После 1945. Латентность как источник настоящего (Гумбрехт) - страница 147

Несколько частей прошлого, унаследованного мной, соединились в одно, чтобы превратить те недели немецкой осени в кошмар наяву, нереализованные «революционные» мечты 1968 года, сложившиеся в квазивоенную цепь преступлений: нежелание палестинцев признавать правомочность Израиля в решении политических вопросов, Холокост как неизбежный горизонт истории и времени в Германии и убийство еврейских атлетов в 1972 году, омрачившее и разрушившее ауру Мюнхенской олимпиады как «безмятежных игр», призванных учредить новое немецкое настоящее. В ответ на новое ощущение невозможности оставить прошлое позади, немецкое правительство, наконец, сделало попытку осуществить радикальный разрыв. Было формально решено никогда больше не вступать в переговоры с террористическими группировками. Вне всякого сомнения, такое решение навсегда покончило с «немецкой осенью», устранив ее последствия из настоящего.

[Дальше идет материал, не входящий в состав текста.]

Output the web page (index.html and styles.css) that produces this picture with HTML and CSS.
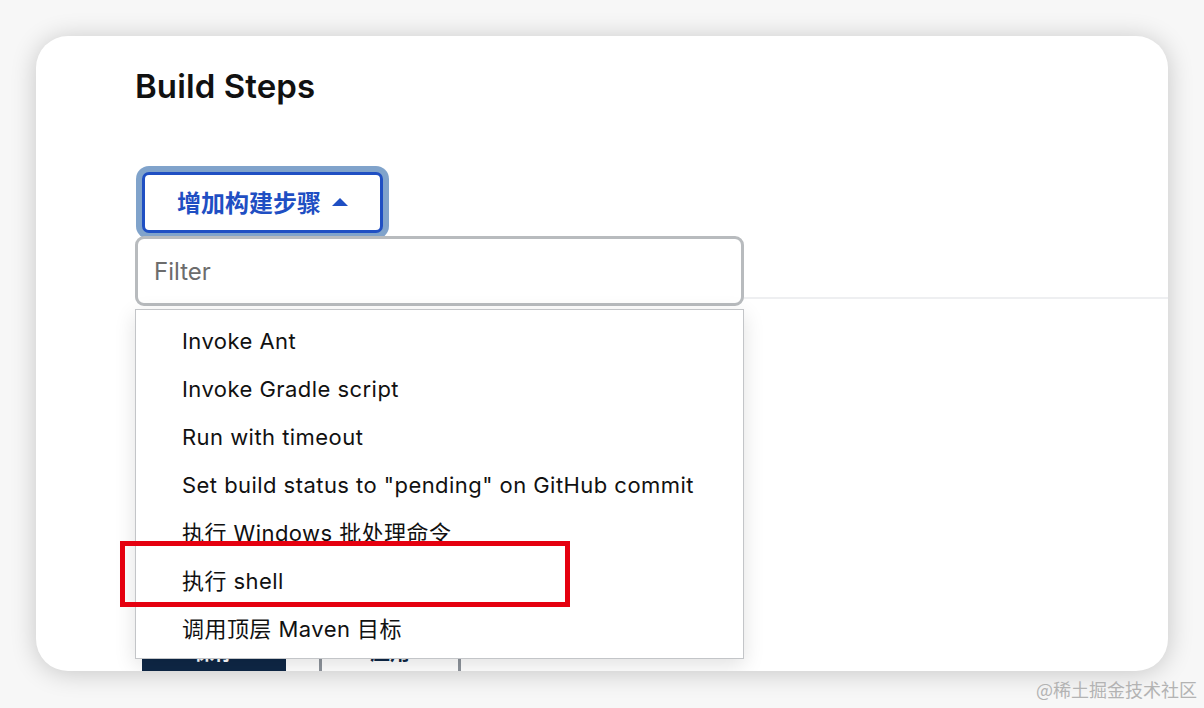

Было такое чувство, что энергия протеста и ярости, которая все еще воодушевляла мое поколение, уже «высыхает». Замечательный фильм Фасбиндера «Замужество Марии Браун» (1979), который точно так же, как и книга (но гораздо более мощным образом), старается вызвать Stimmung послевоенных лет, завершается монтажом, вдохновленным непримиримой поколенческой дисфорией. Голоса и фотографии современных немецких политиков (Гельмута Шмидта, Конрада Аденауэра и других) сливаются с иконическими фотографиями и голосами главных нацистов, таким образом намекая на непрерывную «историческую» и национальную преемственность. В то время я бы не посмел сказать, что этот киножест не смог меня убедить. Но истина состояла в том, что я намеренно избегал формирования какого-то мнения. Я чувствовал в последующие годы, как мои базовые политические убеждения растворяются и исчезают. Но тот ужас, который мы все пережили, наложил отпечаток на отношения между Германией, исламскими странами Ближнего Востока и Израилем и теплится до сего дня – возможно, даже среди тех, кто слишком молод, чтобы иметь какие-то конкретные воспоминания о напряженности и отчаянии, превративших «немецкую осень» 1977 года в страшную катастрофу. В то время мое личное ощущение оскверненности немецким прошлым соединилось с глубокой уверенностью, что немецкое общество (и немецкое государство) никогда не смогут преодолеть груз своего специфического исторического прошлого. Возможно, то была чрезмерно сильная реакция – сегодня Германия вполне справляется и смогла бы избежать той конфронтации, которая произошла в конце 1970-х. Однако всего лишь четверть века спустя мне снова станет ясно, что энергия прошлого до сих пор жива.